THE REQUEST: Make an exact copy of the records, with the pictures left out.

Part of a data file
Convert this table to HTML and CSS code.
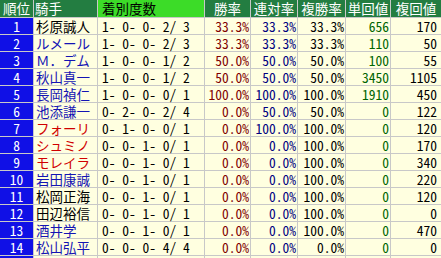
FILE: index.html
```html
<!DOCTYPE html>
<html lang="ja">
<head>
<meta charset="utf-8">
<link rel="stylesheet" href="styles.css">
</head>
<body>
<div class="frame">
<div class="board">
  <div class="row head">
    <div class="hc">順位</div>
    <div class="hc left">騎手</div>
    <div class="hc bright left4">着別度数</div>
    <div class="hc center">勝率</div>
    <div class="hc center">連対率</div>
    <div class="hc center">複勝率</div>
    <div class="hc center">単回値</div>
    <div class="hc center">複回値</div>
  </div>
  <div class="row"><div class="rank">1</div><div class="name blk">杉原誠人</div><div class="rec">1- 0- 0- 2/ 3</div><div class="num win">33.3%</div><div class="num ren">33.3%</div><div class="num fuku">33.3%</div><div class="num tan">656</div><div class="num last">170</div></div>
  <div class="row"><div class="rank">2</div><div class="name blu">ルメール</div><div class="rec">1- 0- 0- 2/ 3</div><div class="num win">33.3%</div><div class="num ren">33.3%</div><div class="num fuku">33.3%</div><div class="num tan">110</div><div class="num last">50</div></div>
  <div class="row"><div class="rank">3</div><div class="name blu">Ｍ．デム</div><div class="rec">1- 0- 0- 1/ 2</div><div class="num win">50.0%</div><div class="num ren">50.0%</div><div class="num fuku">50.0%</div><div class="num tan">100</div><div class="num last">55</div></div>
  <div class="row"><div class="rank">4</div><div class="name blu">秋山真一</div><div class="rec">1- 0- 0- 1/ 2</div><div class="num win">50.0%</div><div class="num ren">50.0%</div><div class="num fuku">50.0%</div><div class="num tan">3450</div><div class="num last">1105</div></div>
  <div class="row"><div class="rank">5</div><div class="name blu">長岡禎仁</div><div class="rec">1- 0- 0- 0/ 1</div><div class="num win">100.0%</div><div class="num ren">100.0%</div><div class="num fuku">100.0%</div><div class="num tan">1910</div><div class="num last">450</div></div>
  <div class="row"><div class="rank">6</div><div class="name blu">池添謙一</div><div class="rec">0- 2- 0- 2/ 4</div><div class="num win">0.0%</div><div class="num ren">50.0%</div><div class="num fuku">50.0%</div><div class="num tan">0</div><div class="num last">122</div></div>
  <div class="row"><div class="rank">7</div><div class="name red">フォーリ</div><div class="rec">0- 1- 0- 0/ 1</div><div class="num win">0.0%</div><div class="num ren">100.0%</div><div class="num fuku">100.0%</div><div class="num tan">0</div><div class="num last">120</div></div>
  <div class="row"><div class="rank">8</div><div class="name red">シュミノ</div><div class="rec">0- 0- 1- 0/ 1</div><div class="num win">0.0%</div><div class="num ren">0.0%</div><div class="num fuku">100.0%</div><div class="num tan">0</div><div class="num last">170</div></div>
  <div class="row"><div class="rank">9</div><div class="name red">モレイラ</div><div class="rec">0- 0- 1- 0/ 1</div><div class="num win">0.0%</div><div class="num ren">0.0%</div><div class="num fuku">100.0%</div><div class="num tan">0</div><div class="num last">340</div></div>
  <div class="row"><div class="rank">10</div><div class="name blu">岩田康誠</div><div class="rec">0- 0- 1- 0/ 1</div><div class="num win">0.0%</div><div class="num ren">0.0%</div><div class="num fuku">100.0%</div><div class="num tan">0</div><div class="num last">220</div></div>
  <div class="row"><div class="rank">11</div><div class="name blk">松岡正海</div><div class="rec">0- 0- 1- 0/ 1</div><div class="num win">0.0%</div><div class="num ren">0.0%</div><div class="num fuku">100.0%</div><div class="num tan">0</div><div class="num last">120</div></div>
  <div class="row"><div class="rank">12</div><div class="name blk">田辺裕信</div><div class="rec">0- 0- 1- 0/ 1</div><div class="num win">0.0%</div><div class="num ren">0.0%</div><div class="num fuku">100.0%</div><div class="num tan">0</div><div class="num last">0</div></div>
  <div class="row"><div class="rank">13</div><div class="name blu">酒井学</div><div class="rec">0- 0- 1- 0/ 1</div><div class="num win">0.0%</div><div class="num ren">0.0%</div><div class="num fuku">100.0%</div><div class="num tan">0</div><div class="num last">470</div></div>
  <div class="row"><div class="rank">14</div><div class="name blu">松山弘平</div><div class="rec">0- 0- 0- 4/ 4</div><div class="num win">0.0%</div><div class="num ren">0.0%</div><div class="num fuku">0.0%</div><div class="num tan">0</div><div class="num last">0</div></div>
  <div class="row"><div class="rank"></div><div class="name blu"></div><div class="rec"></div><div class="num"></div><div class="num"></div><div class="num"></div><div class="num"></div><div class="num last"></div></div>
</div>
</div>
</body>
</html>
```
FILE: styles.css
```css
html, body {
  margin: 0;
  padding: 0;
  overflow: hidden;
  background: #ffffff;
}
.frame {
  width: 441px;
  height: 258px;
  overflow: hidden;
}
.board {
  display: flex;
  flex-direction: column;
  gap: 1px;
  background: #c8c8c8;
  width: 441px;
  font-family: "Noto Sans CJK JP", sans-serif;
}
.row {
  display: grid;
  grid-template-columns: 33px 63px 106px 45px 46px 47px 44px 50px;
  gap: 1px;
  height: 16px;
}
.row.head {
  height: 17px;
}
.row > div {
  white-space: pre;
  background: #ffffe0;
}
.hc {
  background: #237d41 !important;
  color: #ffffff;
  font-size: 13.5px;
  line-height: 17px;
  text-align: center;
}
.hc.left { text-align: left; padding-left: 1px; }
.hc.left4 { text-align: left; padding-left: 4px; }
.hc.bright { background: #3cdc28 !important; color: #000000; }
.rank {
  background: #1010e6 !important;
  color: #ffffff;
  text-align: center;
  font-size: 13.5px;
  line-height: 16px;
  font-feature-settings: "hwid";
}
.name {
  font-size: 13.5px;
  line-height: 16px;
  padding-left: 2px;
}
.blk { color: #000000; }
.blu { color: #1414b4; }
.red { color: #d00000; }
.rec, .num {
  font-size: 13.5px;
  line-height: 16px;
  font-feature-settings: "hwid";
  color: #000000;
}
.rec { padding-left: 4px; }
.num { text-align: right; padding-right: 1px; }
.num.last { padding-right: 4px; }
.win { color: #800000 !important; }
.ren { color: #000080 !important; }
.tan { color: #006400 !important; }
```
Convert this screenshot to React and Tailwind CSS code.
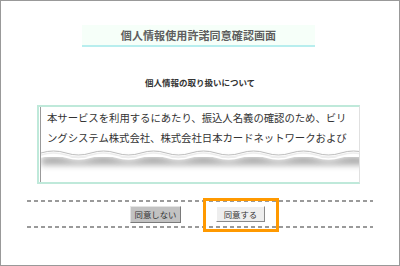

THE COMPLETED TASK:
Convert this table to HTML and CSS code.
FILE: index.html
```html
<!DOCTYPE html>
<html lang="ja">
<head>
<meta charset="utf-8">
<link rel="stylesheet" href="styles.css">
</head>
<body>
<div class="frame">
<div class="board">
  <div class="row head">
    <div class="hc">順位</div>
    <div class="hc left">騎手</div>
    <div class="hc bright left4">着別度数</div>
    <div class="hc center">勝率</div>
    <div class="hc center">連対率</div>
    <div class="hc center">複勝率</div>
    <div class="hc center">単回値</div>
    <div class="hc center">複回値</div>
  </div>
  <div class="row"><div class="rank">1</div><div class="name blk">杉原誠人</div><div class="rec">1- 0- 0- 2/ 3</div><div class="num win">33.3%</div><div class="num ren">33.3%</div><div class="num fuku">33.3%</div><div class="num tan">656</div><div class="num last">170</div></div>
  <div class="row"><div class="rank">2</div><div class="name blu">ルメール</div><div class="rec">1- 0- 0- 2/ 3</div><div class="num win">33.3%</div><div class="num ren">33.3%</div><div class="num fuku">33.3%</div><div class="num tan">110</div><div class="num last">50</div></div>
  <div class="row"><div class="rank">3</div><div class="name blu">Ｍ．デム</div><div class="rec">1- 0- 0- 1/ 2</div><div class="num win">50.0%</div><div class="num ren">50.0%</div><div class="num fuku">50.0%</div><div class="num tan">100</div><div class="num last">55</div></div>
  <div class="row"><div class="rank">4</div><div class="name blu">秋山真一</div><div class="rec">1- 0- 0- 1/ 2</div><div class="num win">50.0%</div><div class="num ren">50.0%</div><div class="num fuku">50.0%</div><div class="num tan">3450</div><div class="num last">1105</div></div>
  <div class="row"><div class="rank">5</div><div class="name blu">長岡禎仁</div><div class="rec">1- 0- 0- 0/ 1</div><div class="num win">100.0%</div><div class="num ren">100.0%</div><div class="num fuku">100.0%</div><div class="num tan">1910</div><div class="num last">450</div></div>
  <div class="row"><div class="rank">6</div><div class="name blu">池添謙一</div><div class="rec">0- 2- 0- 2/ 4</div><div class="num win">0.0%</div><div class="num ren">50.0%</div><div class="num fuku">50.0%</div><div class="num tan">0</div><div class="num last">122</div></div>
  <div class="row"><div class="rank">7</div><div class="name red">フォーリ</div><div class="rec">0- 1- 0- 0/ 1</div><div class="num win">0.0%</div><div class="num ren">100.0%</div><div class="num fuku">100.0%</div><div class="num tan">0</div><div class="num last">120</div></div>
  <div class="row"><div class="rank">8</div><div class="name red">シュミノ</div><div class="rec">0- 0- 1- 0/ 1</div><div class="num win">0.0%</div><div class="num ren">0.0%</div><div class="num fuku">100.0%</div><div class="num tan">0</div><div class="num last">170</div></div>
  <div class="row"><div class="rank">9</div><div class="name red">モレイラ</div><div class="rec">0- 0- 1- 0/ 1</div><div class="num win">0.0%</div><div class="num ren">0.0%</div><div class="num fuku">100.0%</div><div class="num tan">0</div><div class="num last">340</div></div>
  <div class="row"><div class="rank">10</div><div class="name blu">岩田康誠</div><div class="rec">0- 0- 1- 0/ 1</div><div class="num win">0.0%</div><div class="num ren">0.0%</div><div class="num fuku">100.0%</div><div class="num tan">0</div><div class="num last">220</div></div>
  <div class="row"><div class="rank">11</div><div class="name blk">松岡正海</div><div class="rec">0- 0- 1- 0/ 1</div><div class="num win">0.0%</div><div class="num ren">0.0%</div><div class="num fuku">100.0%</div><div class="num tan">0</div><div class="num last">120</div></div>
  <div class="row"><div class="rank">12</div><div class="name blk">田辺裕信</div><div class="rec">0- 0- 1- 0/ 1</div><div class="num win">0.0%</div><div class="num ren">0.0%</div><div class="num fuku">100.0%</div><div class="num tan">0</div><div class="num last">0</div></div>
  <div class="row"><div class="rank">13</div><div class="name blu">酒井学</div><div class="rec">0- 0- 1- 0/ 1</div><div class="num win">0.0%</div><div class="num ren">0.0%</div><div class="num fuku">100.0%</div><div class="num tan">0</div><div class="num last">470</div></div>
  <div class="row"><div class="rank">14</div><div class="name blu">松山弘平</div><div class="rec">0- 0- 0- 4/ 4</div><div class="num win">0.0%</div><div class="num ren">0.0%</div><div class="num fuku">0.0%</div><div class="num tan">0</div><div class="num last">0</div></div>
  <div class="row"><div class="rank"></div><div class="name blu"></div><div class="rec"></div><div class="num"></div><div class="num"></div><div class="num"></div><div class="num"></div><div class="num last"></div></div>
</div>
</div>
</body>
</html>
```
FILE: styles.css
```css
html, body {
  margin: 0;
  padding: 0;
  overflow: hidden;
  background: #ffffff;
}
.frame {
  width: 441px;
  height: 258px;
  overflow: hidden;
}
.board {
  display: flex;
  flex-direction: column;
  gap: 1px;
  background: #c8c8c8;
  width: 441px;
  font-family: "Noto Sans CJK JP", sans-serif;
}
.row {
  display: grid;
  grid-template-columns: 33px 63px 106px 45px 46px 47px 44px 50px;
  gap: 1px;
  height: 16px;
}
.row.head {
  height: 17px;
}
.row > div {
  white-space: pre;
  background: #ffffe0;
}
.hc {
  background: #237d41 !important;
  color: #ffffff;
  font-size: 13.5px;
  line-height: 17px;
  text-align: center;
}
.hc.left { text-align: left; padding-left: 1px; }
.hc.left4 { text-align: left; padding-left: 4px; }
.hc.bright { background: #3cdc28 !important; color: #000000; }
.rank {
  background: #1010e6 !important;
  color: #ffffff;
  text-align: center;
  font-size: 13.5px;
  line-height: 16px;
  font-feature-settings: "hwid";
}
.name {
  font-size: 13.5px;
  line-height: 16px;
  padding-left: 2px;
}
.blk { color: #000000; }
.blu { color: #1414b4; }
.red { color: #d00000; }
.rec, .num {
  font-size: 13.5px;
  line-height: 16px;
  font-feature-settings: "hwid";
  color: #000000;
}
.rec { padding-left: 4px; }
.num { text-align: right; padding-right: 1px; }
.num.last { padding-right: 4px; }
.win { color: #800000 !important; }
.ren { color: #000080 !important; }
.tan { color: #006400 !important; }
```
Convert this screenshot to React and Tailwind CSS code.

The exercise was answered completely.